I understand that, but then it seems like there's no real disincentive to a lender not to file an overbroad financing statement, whether you get authority from the debtor or not. $500 is a slap on the wrist for a big bank. And no one who didn't suffer any actual harm from the overbroad filing is going to sue just to collect $500. What's the point, then? Why not put teeth in the rule, either by saying the overbroad statement is completely ineffective, or by increasing the penalty to something meaningful?

I don't disagree with your critique. Still, I would not expect the drafters to put teeth in the rule by saying that an overbroad statement is entirely ineffective (and if courts routinely began holding them entirely ineffective, I expect that the Permanent Editorial Board for the UCC would issue new comments expressing their disagreement, and perhaps propose a statutory amendment to overrule those cases). I do agree that the $500 statutory penalty — which had some teeth (if only baby teeth) in 1962 when the UCC became effective — is entirely inadequate today, and it would make sense to consider raising that penalty to a level that would discourage the sort of calculated overreaching implied by your question. I don't think the drafters are likely to propose changes at this point, however. They are very (understandably) sensitive to maximizing the uniformity of Article 9 from state to state. And the state bankers' associations would undoubtedly have the pull in many states to block bills that would increase the statutory penalty.

2. I have a question about the "name change" rule in § 9-507(c) and the "new debtor" rule in § 9-508(b). If the debtor changes its name, and the name change is seriously misleading, § 9-507(c) says that the secured party has to amend its existing financing statement to reflect the new name within 4 months in order to remain perfected as to collateral acquired by the debtor more than four months after the name change. By contrast, if the collateral is transferred to a "new debtor," and the new debtor's name is seriously misleading as compared to the original debtor, then § 9-508(b) says that the secured party has to file a new initial financing statement in the name of the "new debtor" within four months after the new debtor becomes bound under the original security agreement in order to maintain perfection as against collateral acquired by the new debtor after that 4 month period.

Why does § 9-507(c) say the secured party has to file an amendment to the initial UCC-1, but § 9-508(b) requires the filing of a whole new UCC-1 (rather than the amendment of the existing one)? The situations seem analogous, so I don't understand why an amendment is required for one and a new filing for the other.

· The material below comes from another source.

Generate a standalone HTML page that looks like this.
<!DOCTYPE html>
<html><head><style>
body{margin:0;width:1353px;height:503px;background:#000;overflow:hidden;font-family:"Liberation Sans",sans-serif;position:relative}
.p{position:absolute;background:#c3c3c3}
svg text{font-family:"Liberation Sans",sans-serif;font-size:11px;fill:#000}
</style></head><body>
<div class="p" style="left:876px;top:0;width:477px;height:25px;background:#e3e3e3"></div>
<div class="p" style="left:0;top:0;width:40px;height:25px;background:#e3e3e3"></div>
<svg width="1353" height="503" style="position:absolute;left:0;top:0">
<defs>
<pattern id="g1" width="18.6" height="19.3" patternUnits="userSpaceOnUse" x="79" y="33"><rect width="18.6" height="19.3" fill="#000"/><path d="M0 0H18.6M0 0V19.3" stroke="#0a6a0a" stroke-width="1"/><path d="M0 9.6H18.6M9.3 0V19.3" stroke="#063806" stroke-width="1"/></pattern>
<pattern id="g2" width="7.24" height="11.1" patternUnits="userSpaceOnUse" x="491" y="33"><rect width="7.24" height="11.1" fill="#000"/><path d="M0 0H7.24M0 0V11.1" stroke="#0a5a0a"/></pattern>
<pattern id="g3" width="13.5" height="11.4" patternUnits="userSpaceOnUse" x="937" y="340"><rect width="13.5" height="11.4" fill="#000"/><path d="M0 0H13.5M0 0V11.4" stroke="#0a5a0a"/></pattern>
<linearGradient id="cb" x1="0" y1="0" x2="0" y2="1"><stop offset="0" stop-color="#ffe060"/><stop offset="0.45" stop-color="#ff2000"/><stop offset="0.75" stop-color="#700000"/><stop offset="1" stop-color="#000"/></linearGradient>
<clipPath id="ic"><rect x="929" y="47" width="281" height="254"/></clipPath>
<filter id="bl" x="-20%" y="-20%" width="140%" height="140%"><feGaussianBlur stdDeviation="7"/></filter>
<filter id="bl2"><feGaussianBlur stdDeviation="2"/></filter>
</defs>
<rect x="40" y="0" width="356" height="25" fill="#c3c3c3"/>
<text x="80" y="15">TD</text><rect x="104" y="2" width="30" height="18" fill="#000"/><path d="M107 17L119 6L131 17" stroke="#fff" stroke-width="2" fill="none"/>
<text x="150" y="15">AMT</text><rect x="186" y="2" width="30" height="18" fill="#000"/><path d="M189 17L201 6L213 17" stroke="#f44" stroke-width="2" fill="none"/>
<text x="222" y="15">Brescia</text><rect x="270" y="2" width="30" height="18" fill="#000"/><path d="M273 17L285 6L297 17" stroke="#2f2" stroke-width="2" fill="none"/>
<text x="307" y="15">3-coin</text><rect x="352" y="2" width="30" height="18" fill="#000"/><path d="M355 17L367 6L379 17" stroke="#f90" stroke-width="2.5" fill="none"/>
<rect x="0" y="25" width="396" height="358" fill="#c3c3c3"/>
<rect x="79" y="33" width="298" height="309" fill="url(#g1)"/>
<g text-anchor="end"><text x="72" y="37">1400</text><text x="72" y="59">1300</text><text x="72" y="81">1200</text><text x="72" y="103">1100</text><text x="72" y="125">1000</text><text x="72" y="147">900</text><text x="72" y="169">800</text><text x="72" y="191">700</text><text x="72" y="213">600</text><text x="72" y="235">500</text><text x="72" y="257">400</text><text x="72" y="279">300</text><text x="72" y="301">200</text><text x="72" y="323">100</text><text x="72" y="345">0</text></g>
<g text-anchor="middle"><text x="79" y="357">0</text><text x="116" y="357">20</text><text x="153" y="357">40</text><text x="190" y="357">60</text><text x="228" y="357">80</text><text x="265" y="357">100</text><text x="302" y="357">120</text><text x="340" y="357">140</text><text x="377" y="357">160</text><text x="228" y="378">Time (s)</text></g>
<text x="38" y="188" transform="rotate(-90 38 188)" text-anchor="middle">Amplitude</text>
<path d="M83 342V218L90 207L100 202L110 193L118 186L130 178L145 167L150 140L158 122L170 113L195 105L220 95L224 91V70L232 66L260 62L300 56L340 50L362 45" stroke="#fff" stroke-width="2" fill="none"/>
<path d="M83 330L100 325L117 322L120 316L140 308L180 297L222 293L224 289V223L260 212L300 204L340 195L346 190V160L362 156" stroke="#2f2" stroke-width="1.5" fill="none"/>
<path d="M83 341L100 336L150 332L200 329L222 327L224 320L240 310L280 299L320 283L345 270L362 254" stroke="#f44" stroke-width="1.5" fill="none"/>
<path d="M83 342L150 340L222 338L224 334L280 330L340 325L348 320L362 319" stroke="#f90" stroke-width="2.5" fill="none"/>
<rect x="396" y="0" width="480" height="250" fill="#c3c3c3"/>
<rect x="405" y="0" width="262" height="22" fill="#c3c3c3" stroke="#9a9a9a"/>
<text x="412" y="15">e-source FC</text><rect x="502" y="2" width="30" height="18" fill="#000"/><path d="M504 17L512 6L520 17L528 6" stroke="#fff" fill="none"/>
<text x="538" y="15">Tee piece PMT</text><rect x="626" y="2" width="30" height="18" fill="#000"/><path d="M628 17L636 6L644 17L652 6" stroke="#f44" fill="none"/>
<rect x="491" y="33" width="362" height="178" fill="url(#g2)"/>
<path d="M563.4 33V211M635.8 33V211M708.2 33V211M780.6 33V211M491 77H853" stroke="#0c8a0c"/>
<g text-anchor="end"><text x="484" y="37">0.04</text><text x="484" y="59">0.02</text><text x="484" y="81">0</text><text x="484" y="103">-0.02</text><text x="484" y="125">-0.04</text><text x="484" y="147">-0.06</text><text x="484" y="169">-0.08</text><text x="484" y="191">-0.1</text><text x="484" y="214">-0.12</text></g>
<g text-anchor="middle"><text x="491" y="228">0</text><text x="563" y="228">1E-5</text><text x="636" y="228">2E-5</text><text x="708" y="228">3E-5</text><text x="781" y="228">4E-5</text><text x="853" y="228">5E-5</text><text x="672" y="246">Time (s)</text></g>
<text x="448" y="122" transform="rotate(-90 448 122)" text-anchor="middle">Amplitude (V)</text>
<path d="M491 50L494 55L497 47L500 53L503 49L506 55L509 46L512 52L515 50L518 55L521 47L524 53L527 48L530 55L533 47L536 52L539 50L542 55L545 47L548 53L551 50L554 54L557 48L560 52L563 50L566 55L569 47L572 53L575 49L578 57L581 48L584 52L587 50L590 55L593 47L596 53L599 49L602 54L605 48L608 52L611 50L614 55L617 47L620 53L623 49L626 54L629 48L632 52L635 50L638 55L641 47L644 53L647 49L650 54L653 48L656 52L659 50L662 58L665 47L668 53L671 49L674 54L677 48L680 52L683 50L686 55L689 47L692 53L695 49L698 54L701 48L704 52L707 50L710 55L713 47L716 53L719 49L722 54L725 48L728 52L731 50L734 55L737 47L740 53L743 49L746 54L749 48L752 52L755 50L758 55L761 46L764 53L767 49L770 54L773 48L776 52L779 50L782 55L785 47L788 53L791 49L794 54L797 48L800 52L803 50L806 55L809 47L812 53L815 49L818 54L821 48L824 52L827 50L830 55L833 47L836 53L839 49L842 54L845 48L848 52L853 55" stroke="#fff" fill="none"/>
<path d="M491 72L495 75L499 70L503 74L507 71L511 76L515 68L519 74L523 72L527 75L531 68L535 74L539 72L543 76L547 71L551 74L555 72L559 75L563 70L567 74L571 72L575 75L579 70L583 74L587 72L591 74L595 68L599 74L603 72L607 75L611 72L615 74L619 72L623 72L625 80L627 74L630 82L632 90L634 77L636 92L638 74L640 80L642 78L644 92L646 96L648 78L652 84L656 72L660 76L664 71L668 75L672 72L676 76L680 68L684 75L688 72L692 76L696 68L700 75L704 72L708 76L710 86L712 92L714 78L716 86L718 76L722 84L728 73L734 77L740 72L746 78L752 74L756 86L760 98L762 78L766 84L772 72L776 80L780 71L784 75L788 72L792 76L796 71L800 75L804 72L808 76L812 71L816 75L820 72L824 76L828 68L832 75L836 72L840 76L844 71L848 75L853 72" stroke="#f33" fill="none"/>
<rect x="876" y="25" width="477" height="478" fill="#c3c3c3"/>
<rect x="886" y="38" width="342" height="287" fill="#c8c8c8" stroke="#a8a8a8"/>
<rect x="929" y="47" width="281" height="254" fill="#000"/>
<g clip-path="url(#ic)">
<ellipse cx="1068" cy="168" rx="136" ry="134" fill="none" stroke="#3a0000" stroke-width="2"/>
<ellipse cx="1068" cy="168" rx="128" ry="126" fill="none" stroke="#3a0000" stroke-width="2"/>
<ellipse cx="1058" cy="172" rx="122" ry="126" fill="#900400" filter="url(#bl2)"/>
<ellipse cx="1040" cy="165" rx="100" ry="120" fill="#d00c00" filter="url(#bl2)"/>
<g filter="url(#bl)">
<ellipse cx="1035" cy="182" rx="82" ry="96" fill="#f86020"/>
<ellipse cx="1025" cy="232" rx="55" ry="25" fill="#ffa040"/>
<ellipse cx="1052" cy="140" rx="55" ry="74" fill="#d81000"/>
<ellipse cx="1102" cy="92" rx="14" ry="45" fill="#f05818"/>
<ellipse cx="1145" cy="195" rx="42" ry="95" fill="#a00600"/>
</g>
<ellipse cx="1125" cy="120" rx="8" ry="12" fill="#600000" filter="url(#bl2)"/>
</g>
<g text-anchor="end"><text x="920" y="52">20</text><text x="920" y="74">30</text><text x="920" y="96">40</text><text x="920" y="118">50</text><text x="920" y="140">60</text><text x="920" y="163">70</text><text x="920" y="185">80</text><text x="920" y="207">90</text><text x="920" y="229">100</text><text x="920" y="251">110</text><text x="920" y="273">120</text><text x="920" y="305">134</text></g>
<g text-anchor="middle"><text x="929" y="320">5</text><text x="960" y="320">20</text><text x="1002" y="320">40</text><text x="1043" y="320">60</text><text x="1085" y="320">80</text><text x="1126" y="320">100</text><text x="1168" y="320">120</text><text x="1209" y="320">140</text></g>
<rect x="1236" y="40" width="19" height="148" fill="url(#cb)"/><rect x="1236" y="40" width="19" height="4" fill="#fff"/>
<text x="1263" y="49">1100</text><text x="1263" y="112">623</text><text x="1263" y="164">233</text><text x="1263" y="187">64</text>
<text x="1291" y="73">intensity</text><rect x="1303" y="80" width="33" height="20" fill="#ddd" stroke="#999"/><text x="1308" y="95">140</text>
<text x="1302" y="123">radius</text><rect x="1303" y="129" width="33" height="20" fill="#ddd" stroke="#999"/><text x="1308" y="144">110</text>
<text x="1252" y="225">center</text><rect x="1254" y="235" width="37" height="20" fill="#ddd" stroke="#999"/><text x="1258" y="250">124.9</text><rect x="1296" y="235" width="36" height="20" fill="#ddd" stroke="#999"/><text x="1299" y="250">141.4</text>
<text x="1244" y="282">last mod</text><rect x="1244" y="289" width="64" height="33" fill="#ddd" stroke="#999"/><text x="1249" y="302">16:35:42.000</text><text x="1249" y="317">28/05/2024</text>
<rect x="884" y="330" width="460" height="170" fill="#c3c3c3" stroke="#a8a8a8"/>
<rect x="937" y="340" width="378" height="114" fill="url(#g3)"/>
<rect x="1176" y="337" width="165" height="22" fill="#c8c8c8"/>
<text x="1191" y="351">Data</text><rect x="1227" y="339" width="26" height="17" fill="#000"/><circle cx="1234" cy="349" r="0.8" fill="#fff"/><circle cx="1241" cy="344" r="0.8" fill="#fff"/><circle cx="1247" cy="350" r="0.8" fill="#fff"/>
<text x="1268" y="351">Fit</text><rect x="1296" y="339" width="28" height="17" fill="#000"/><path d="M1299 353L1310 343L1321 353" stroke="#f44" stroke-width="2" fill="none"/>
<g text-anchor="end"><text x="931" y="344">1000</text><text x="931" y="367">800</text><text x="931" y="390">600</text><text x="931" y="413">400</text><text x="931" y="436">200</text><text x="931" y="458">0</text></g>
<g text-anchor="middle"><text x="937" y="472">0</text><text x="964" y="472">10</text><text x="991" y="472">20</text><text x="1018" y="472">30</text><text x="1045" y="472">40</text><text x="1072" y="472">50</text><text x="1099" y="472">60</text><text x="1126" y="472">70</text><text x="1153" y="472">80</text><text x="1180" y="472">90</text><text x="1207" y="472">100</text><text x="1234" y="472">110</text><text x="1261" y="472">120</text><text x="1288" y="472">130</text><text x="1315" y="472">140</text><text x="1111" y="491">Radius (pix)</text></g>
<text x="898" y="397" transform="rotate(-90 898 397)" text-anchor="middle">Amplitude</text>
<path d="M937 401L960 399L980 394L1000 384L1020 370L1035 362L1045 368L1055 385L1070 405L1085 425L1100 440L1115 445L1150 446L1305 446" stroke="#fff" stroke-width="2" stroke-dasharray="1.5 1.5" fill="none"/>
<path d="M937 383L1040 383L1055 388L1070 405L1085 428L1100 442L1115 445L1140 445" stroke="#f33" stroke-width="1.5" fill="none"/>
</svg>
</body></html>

Another good question! The explanation is that in the name change scenario, the debtor is not actually changing. There's been no transfer of the collateral. The same debtor owned the collateral before as still owns it (albeit now operating under a different name). In that situation, the secured party doesn't want to file a brand-new UCC-1. If it files a brand new UCC-1 rather than amending the old one, then when the old one lapses, the secured party will still be perfected, but now its potential priority vs. third parties would be determined from the date of the new UCC-1 filing (rather than from the date of the now-lapsed UCC-1). By filing an amendment, the secured party's priority will (as long as the secured party remains perfected) date back to the date the initial UCC-1 was filed.

But in the "new debtor" scenario, the new debtor is an entirely different legal entity from the original debtor. There's been a transfer of the collateral from the original debtor to the "new debtor." Merely amending the existing financing statement to change the name of the debtor would imply that it is the same debtor. But it isn't. Thus, an entire new UCC-1 filing is warranted.

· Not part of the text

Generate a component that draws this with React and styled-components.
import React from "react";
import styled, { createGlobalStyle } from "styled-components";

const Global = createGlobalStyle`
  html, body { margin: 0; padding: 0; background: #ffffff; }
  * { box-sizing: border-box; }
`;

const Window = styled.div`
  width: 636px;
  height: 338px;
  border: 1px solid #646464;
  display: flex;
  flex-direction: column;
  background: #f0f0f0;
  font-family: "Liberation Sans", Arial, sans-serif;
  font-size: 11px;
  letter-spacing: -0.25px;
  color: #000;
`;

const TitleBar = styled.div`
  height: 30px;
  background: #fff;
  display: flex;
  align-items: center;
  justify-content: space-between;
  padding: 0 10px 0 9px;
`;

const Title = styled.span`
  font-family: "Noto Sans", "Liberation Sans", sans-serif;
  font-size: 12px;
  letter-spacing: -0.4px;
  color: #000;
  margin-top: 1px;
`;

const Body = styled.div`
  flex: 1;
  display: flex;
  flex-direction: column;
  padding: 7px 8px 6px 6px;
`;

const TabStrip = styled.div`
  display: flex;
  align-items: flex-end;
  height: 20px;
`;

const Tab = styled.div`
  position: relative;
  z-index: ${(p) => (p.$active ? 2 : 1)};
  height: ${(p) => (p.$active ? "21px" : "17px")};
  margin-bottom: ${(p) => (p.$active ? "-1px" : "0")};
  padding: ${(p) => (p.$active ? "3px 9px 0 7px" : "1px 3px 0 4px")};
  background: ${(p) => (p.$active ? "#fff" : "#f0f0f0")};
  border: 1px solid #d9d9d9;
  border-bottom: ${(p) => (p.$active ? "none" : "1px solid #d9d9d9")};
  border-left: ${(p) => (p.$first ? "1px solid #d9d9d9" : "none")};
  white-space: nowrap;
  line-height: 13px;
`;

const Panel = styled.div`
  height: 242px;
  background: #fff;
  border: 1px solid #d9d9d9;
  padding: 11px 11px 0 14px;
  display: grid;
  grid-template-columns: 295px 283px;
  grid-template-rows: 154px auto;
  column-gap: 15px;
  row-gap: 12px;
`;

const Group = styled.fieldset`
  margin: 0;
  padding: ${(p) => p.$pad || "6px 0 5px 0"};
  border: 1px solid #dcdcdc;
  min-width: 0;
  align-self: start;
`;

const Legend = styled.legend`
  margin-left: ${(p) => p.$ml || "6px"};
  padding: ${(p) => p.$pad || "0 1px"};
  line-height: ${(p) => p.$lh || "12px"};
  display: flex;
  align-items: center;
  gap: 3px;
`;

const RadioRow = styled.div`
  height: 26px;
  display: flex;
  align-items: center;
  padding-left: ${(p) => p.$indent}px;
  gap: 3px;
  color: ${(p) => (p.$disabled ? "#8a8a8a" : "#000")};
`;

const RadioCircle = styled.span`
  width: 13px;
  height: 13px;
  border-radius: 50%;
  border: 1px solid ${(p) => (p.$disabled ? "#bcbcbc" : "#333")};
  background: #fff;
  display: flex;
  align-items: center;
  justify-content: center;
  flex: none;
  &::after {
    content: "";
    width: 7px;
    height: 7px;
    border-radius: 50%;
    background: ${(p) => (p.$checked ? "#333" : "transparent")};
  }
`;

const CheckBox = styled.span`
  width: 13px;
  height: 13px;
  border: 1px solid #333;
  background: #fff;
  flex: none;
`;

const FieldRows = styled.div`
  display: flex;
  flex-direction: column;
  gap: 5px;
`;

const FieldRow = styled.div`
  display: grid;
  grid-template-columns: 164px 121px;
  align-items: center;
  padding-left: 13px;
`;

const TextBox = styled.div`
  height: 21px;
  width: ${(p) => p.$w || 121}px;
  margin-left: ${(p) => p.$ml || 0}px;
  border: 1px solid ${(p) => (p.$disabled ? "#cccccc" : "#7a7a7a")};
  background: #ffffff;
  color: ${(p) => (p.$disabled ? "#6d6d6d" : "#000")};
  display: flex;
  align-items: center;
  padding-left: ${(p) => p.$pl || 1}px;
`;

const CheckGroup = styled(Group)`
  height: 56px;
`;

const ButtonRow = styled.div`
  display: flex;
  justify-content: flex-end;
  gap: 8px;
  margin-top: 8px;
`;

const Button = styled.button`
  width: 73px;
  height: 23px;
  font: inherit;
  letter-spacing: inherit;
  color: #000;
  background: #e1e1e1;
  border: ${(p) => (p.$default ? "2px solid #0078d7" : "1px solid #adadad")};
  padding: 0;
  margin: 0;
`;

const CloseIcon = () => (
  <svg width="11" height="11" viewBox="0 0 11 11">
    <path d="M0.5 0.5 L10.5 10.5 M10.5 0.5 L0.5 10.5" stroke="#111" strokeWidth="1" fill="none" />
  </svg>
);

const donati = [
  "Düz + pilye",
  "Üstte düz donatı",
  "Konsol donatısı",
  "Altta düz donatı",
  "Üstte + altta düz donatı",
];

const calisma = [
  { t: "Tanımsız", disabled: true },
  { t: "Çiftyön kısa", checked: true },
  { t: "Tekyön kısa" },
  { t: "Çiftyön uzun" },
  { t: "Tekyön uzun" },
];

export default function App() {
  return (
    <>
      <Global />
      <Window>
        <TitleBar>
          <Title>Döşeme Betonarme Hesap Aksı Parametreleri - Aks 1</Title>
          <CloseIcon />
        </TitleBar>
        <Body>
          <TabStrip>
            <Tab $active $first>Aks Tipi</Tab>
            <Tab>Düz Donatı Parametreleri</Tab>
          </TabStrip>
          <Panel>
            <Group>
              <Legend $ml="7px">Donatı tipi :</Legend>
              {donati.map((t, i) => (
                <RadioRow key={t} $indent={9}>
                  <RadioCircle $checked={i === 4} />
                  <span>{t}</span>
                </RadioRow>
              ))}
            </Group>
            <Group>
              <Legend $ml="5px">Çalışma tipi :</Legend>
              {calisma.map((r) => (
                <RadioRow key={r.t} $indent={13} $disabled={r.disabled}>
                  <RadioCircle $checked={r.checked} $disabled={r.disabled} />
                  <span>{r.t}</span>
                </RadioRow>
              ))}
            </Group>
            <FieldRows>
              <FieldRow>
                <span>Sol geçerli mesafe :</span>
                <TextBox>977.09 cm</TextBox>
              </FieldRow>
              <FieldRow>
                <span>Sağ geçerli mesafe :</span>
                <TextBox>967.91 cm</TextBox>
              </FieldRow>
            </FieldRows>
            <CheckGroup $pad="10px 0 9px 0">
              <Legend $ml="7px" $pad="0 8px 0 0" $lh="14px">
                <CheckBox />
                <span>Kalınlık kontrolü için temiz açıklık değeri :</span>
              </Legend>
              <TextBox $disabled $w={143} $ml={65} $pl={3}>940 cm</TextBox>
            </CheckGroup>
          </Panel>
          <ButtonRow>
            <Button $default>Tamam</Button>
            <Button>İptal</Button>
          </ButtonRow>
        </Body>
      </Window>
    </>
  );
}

3. I have a question about how the four-month rule would work with respect to automatic perfection of a PMSI with respect to consumer goods. The Understanding book mentioned that Maine has a rule that require filing to perfect a PMSI in consumer goods worth over $10,000. So suppose Debtor (located in Maine) buys a $20,000 boat for personal use, grants Seller a security interest, Seller does not file, and then Debtor moves to New Hampshire (which has automatic perfection for PMSIs in consumer goods without regard to value). Seller wasn't perfected while Debtor lived in Maine and Maine law controlled. Does Seller become perfected as soon as Debtor moves to New Hampshire and New Hampshire law then begins to govern perfection? That seems like a weird outcome.

It may seem weird, but that's the correct result. New Hampshire law begins to govern perfection the moment the Debtor relocates to New Hampshire. At that moment, the applicable law (New Hampshire's version of § 9-309(1)) says that Seller's purchase money security interest in consumer goods is automatically perfected — even though it had been unperfected while Maine law governed (before Debtor's relocation). This may seem strange, but it really isn't. Third parties in New Hampshire are presumed to know New Hampshire's perfection rules — and in New Hampshire, someone thinking about taking a security interest in the Debtor's existing consumer goods are presumed to appreciate the risk that the debtor may have acquired the goods using purchase money credit that has not been paid off.

What about the reverse? What if Debtor lived in New Hampshire, where auto perfection applied, bought the boat in New Hampshire, granted a PMSI in it, Seller didn't file, and then Debtor moved to Maine (where auto perfection would not apply under Maine's version of § 9-309(1))?

In that situation, Seller would've been perfected under New Hampshire law at the time of Debtor's relocation (by virtue of automatic perfection). Thus, while Maine law begins to govern immediately, under Maine's version of § 9-316(a)(2), Seller is temporarily perfected in Maine for four months. To remain continuously perfected after that four months is up, Seller will have to file a UCC-1 in Maine during that four month period, or its perfected status will lapse (and it will be deemed never to have been perfected as against a third party who purchased an interest in the boat prior to the lapse of Seller's perfection). § 9-316(b).